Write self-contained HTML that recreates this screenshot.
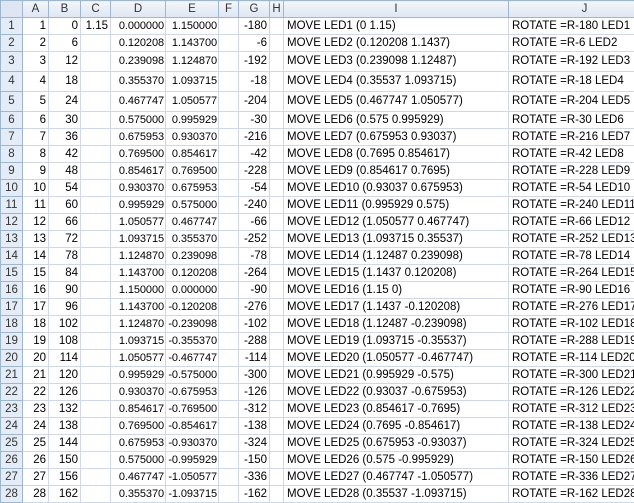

* * *

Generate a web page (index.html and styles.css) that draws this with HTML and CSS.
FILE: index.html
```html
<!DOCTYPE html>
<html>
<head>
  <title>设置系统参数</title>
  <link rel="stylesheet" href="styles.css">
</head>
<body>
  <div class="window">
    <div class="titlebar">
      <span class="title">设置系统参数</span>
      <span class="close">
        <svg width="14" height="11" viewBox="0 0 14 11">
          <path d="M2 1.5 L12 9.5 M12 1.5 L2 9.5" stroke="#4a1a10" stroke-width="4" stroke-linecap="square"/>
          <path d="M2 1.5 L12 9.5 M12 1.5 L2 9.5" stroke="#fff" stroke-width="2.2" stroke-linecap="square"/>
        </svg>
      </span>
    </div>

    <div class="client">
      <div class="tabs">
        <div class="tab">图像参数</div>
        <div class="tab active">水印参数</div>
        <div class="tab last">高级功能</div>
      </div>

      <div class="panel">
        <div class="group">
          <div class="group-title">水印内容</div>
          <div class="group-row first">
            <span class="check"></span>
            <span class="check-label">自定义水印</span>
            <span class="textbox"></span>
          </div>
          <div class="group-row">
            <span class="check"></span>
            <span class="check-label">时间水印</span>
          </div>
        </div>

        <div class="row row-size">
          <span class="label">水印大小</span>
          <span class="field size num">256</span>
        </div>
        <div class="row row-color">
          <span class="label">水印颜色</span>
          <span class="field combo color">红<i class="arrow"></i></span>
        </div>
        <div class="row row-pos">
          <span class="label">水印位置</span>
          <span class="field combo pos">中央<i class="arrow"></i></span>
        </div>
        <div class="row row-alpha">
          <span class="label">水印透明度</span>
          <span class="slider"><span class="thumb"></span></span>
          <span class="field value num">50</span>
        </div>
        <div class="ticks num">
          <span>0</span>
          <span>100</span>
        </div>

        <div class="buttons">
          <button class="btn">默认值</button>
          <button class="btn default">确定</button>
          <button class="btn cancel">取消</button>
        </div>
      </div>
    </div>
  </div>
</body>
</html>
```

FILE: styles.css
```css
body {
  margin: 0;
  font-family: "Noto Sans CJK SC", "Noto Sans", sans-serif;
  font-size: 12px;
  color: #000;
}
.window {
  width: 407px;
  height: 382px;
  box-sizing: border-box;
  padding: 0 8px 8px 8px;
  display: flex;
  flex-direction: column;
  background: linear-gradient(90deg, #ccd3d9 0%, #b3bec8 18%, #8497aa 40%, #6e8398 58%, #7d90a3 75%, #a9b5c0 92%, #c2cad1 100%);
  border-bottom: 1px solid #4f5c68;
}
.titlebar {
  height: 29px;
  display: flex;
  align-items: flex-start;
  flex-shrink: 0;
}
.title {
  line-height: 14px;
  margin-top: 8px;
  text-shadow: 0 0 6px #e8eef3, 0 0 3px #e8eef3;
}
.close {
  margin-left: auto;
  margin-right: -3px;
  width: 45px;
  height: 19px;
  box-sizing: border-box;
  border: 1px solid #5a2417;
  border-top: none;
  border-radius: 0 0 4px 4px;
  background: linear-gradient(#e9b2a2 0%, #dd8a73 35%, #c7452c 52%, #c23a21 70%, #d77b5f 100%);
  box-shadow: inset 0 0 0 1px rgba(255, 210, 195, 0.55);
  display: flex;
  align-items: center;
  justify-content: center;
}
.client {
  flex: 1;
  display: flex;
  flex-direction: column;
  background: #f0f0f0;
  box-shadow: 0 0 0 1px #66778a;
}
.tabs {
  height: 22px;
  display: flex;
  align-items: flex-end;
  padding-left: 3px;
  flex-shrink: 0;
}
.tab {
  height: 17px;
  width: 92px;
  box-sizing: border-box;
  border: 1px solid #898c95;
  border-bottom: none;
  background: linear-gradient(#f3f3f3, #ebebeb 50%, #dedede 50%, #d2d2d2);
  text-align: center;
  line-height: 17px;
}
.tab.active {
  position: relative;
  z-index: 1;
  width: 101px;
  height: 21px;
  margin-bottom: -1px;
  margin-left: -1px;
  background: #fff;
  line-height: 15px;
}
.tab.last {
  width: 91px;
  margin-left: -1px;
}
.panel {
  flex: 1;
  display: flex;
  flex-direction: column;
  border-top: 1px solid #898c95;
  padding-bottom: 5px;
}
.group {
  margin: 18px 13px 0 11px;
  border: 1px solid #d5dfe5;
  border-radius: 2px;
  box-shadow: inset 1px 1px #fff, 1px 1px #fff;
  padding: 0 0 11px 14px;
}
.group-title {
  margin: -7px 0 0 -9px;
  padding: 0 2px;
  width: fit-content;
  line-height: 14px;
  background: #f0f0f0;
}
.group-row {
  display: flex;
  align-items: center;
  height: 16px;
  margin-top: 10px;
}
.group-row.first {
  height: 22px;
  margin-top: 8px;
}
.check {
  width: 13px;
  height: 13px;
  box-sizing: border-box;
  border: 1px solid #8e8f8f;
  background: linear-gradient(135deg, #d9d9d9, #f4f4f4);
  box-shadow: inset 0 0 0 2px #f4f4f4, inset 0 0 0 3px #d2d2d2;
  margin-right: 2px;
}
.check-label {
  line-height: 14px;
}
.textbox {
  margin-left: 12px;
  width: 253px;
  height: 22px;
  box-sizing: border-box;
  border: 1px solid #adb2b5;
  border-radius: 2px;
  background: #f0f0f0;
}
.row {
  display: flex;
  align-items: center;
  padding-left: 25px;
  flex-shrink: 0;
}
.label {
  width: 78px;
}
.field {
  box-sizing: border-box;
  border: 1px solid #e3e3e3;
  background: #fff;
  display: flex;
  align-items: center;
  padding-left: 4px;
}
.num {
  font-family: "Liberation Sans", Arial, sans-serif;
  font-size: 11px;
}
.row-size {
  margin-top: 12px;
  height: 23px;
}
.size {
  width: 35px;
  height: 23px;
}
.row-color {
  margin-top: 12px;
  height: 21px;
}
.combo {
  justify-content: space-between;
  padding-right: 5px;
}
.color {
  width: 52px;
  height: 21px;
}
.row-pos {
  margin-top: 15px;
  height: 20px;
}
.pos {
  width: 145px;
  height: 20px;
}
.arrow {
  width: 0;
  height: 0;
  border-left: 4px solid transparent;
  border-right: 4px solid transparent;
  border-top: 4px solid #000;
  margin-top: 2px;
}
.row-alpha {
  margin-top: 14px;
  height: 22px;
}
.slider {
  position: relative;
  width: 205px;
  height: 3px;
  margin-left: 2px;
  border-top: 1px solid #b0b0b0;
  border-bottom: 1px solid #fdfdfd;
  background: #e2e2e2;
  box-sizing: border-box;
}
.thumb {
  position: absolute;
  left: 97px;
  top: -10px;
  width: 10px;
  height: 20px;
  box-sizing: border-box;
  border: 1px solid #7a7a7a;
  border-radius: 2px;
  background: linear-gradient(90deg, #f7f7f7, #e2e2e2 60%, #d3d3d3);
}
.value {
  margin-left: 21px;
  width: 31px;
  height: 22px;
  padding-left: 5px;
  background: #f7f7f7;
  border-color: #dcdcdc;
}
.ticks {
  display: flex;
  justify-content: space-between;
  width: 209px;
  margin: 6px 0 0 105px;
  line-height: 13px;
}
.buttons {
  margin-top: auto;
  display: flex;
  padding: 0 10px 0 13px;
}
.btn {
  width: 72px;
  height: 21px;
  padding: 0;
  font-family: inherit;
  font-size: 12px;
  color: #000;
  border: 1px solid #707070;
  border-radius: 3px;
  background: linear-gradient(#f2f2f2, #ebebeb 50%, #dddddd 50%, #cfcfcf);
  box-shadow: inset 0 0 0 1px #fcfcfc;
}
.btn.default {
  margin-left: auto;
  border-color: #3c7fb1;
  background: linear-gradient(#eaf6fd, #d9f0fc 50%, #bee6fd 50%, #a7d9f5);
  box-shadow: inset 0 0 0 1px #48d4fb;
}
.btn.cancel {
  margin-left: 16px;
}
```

» **Aim**: Copy the lines from the entries above in which the word "that" appears.

» **Result of the exercise**:
Write self-contained HTML that recreates this screenshot.
Generate a web page (index.html and styles.css) that draws this with HTML and CSS.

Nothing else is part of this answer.